George Jensen, Chairman and Chief Executive Officer of USA Technologies said, "We have been diligently working on the final development of ePort G8 and ePort Edge, our two new lower-cost products. The development of these products was based on feedback from our customers and intensive market research that demonstrated the demand for our products in unattended point-of-sale industries beyond vending, giving us access to a broader customer base. In today's economic environment, we expect these products will be even more readily accepted and financially beneficial to our existing and prospective customers."

He continued, "As a result of the completion of these products, we anticipate discontinuing the costs associated with this development by the end of the current fiscal quarter. In addition, on January 5, 2009, we reduced the number of our employees by 22 individuals, and implemented other cost saving measures. As a result of these actions, we anticipate that we will be able to reduce our operating expenses by approximately forty percent beginning in April 2009, the start of USA Technologies' fiscal fourth quarter."

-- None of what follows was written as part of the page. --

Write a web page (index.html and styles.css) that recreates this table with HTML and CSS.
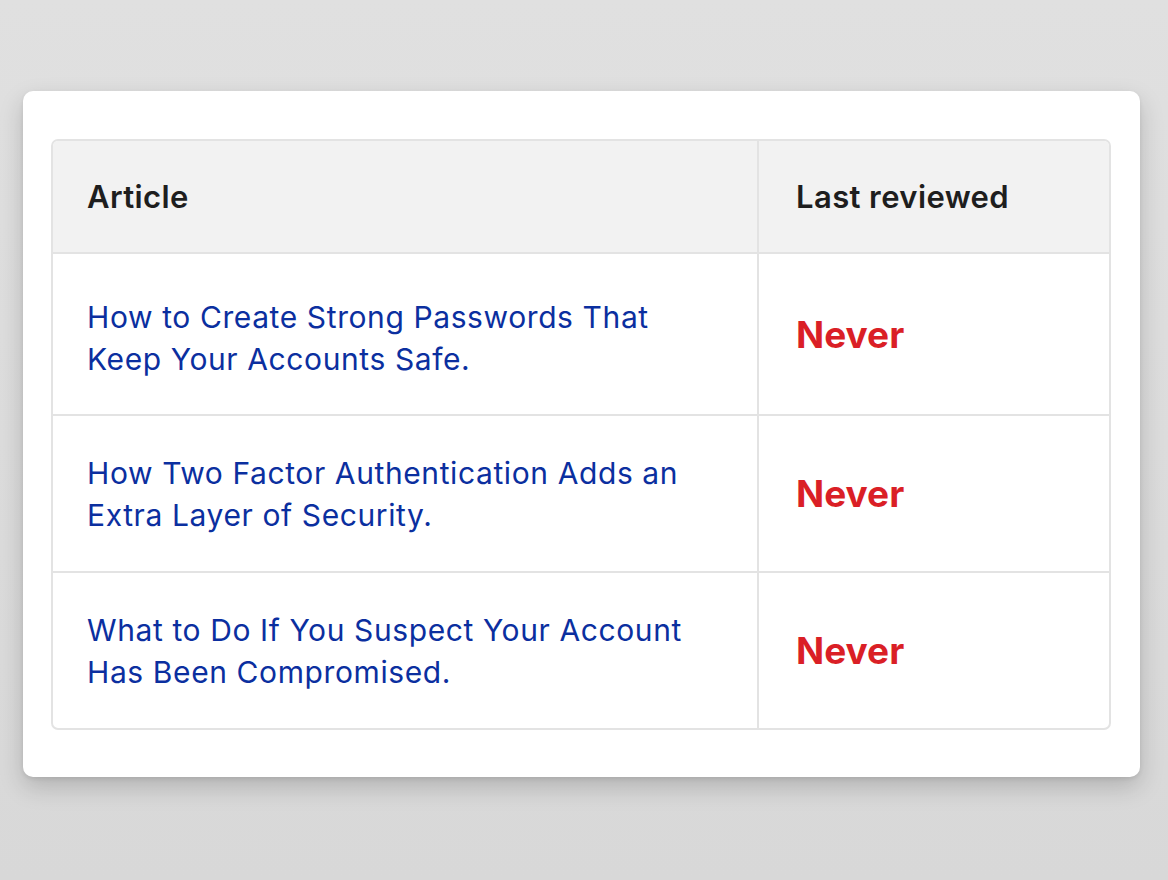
FILE: index.html
```html
<!DOCTYPE html>
<html>
<head>
<meta charset="utf-8">
<link rel="stylesheet" href="styles.css">
</head>
<body>
<div class="page">
  <div class="card">
    <div class="table">
      <div class="row head">
        <div class="cell c1">Article</div>
        <div class="cell c2">Last reviewed</div>
      </div>
      <div class="row first">
        <div class="cell c1"><a class="link">How to Create Strong Passwords That Keep Your Accounts Safe.</a></div>
        <div class="cell c2"><span class="never">Never</span></div>
      </div>
      <div class="row">
        <div class="cell c1"><a class="link">How Two Factor Authentication Adds an Extra Layer of Security.</a></div>
        <div class="cell c2"><span class="never">Never</span></div>
      </div>
      <div class="row">
        <div class="cell c1"><a class="link">What to Do If You Suspect Your Account Has Been Compromised.</a></div>
        <div class="cell c2"><span class="never">Never</span></div>
      </div>
    </div>
  </div>
</div>
</body>
</html>
```
FILE: styles.css
```css
html, body {
  margin: 0;
  padding: 0;
}
body {
  width: 1168px;
  height: 880px;
  background: linear-gradient(#e0e0e0, #d8d8d8);
  font-family: Inter, "Liberation Sans", Arial, sans-serif;
  overflow: hidden;
}
.page {
  padding: 91px 28px 0 23px;
}
.card {
  width: 1117px;
  height: 686px;
  box-sizing: border-box;
  background: #ffffff;
  border-radius: 10px;
  box-shadow: 0 10px 24px rgba(0, 0, 0, 0.18), 0 2px 4px rgba(0, 0, 0, 0.08);
  padding: 48px 29px 0 28px;
}
.table {
  border: 2px solid #e3e3e3;
  border-radius: 7px;
  overflow: hidden;
}
.row {
  display: grid;
  grid-template-columns: 704px 1fr;
  border-top: 2px solid #e3e3e3;
  height: 155px;
}
.row.head {
  border-top: none;
  background: #f2f2f2;
  height: 111px;
}
.row.first {
  height: 160px;
}
.row.first .c1 {
  padding-top: 8px;
}
.cell {
  display: flex;
  align-items: center;
  padding: 0 50px 0 34px;
}
.c2 {
  border-left: 2px solid #e3e3e3;
  padding-left: 37px;
}
.head .cell {
  font-weight: 600;
  font-size: 31px;
  letter-spacing: 0.4px;
  color: #1e1e1e;
}
.link {
  color: #0b2f9f;
  font-size: 30px;
  letter-spacing: 0.6px;
  line-height: 42px;
}
.never {
  color: #da1f26;
  font-weight: 700;
  font-size: 37px;
}
```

These actions are expected to have the effect of reducing USAT's monthly cash operating expenses to approximately $800,000 commencing in the fourth quarter of fiscal year 2009. This would represent a reduction of approximately $554,000 from the average monthly cash operating expenses of USAT during the first nine months of calendar year 2008 of approximately $1,354,000.

Assuming that USAT's new monthly cash operating expenses would be $800,000, and that its average monthly gross profit of $306,000 earned during the first nine months of calendar year 2008 would continue, USAT believes its existing cash and cash equivalents would provide sufficient funds to meet its cash requirements, including capital expenditures and repayment of long-term debt, through at least June 30, 2010.

USA Technologies also begins 2009 with a strengthened cash position, due to the sale of its Auction Rate Securities, at par, on January 2, 2009, for which it received $4,850,000 in cash. In its Form 10-Q for the quarterly period ended September 30, 2008, these securities were recorded in its Consolidated Balance Sheet as Long-term available for sale securites. As of January 2, 2009, the Company had approximately $11 million in cash.

George Jensen, Chairman and Chief Executive Officer of USA Technologies concluded, "With the anticipated reduction in monthly operating expenses, we believe USA Technologies should be moving closer towards profitability. With the planned elimination of development costs and other anticipated operating expenses, we will enter our 2010 fiscal year with a dramatically reduced cost structure and an improved line of sight towards profitability."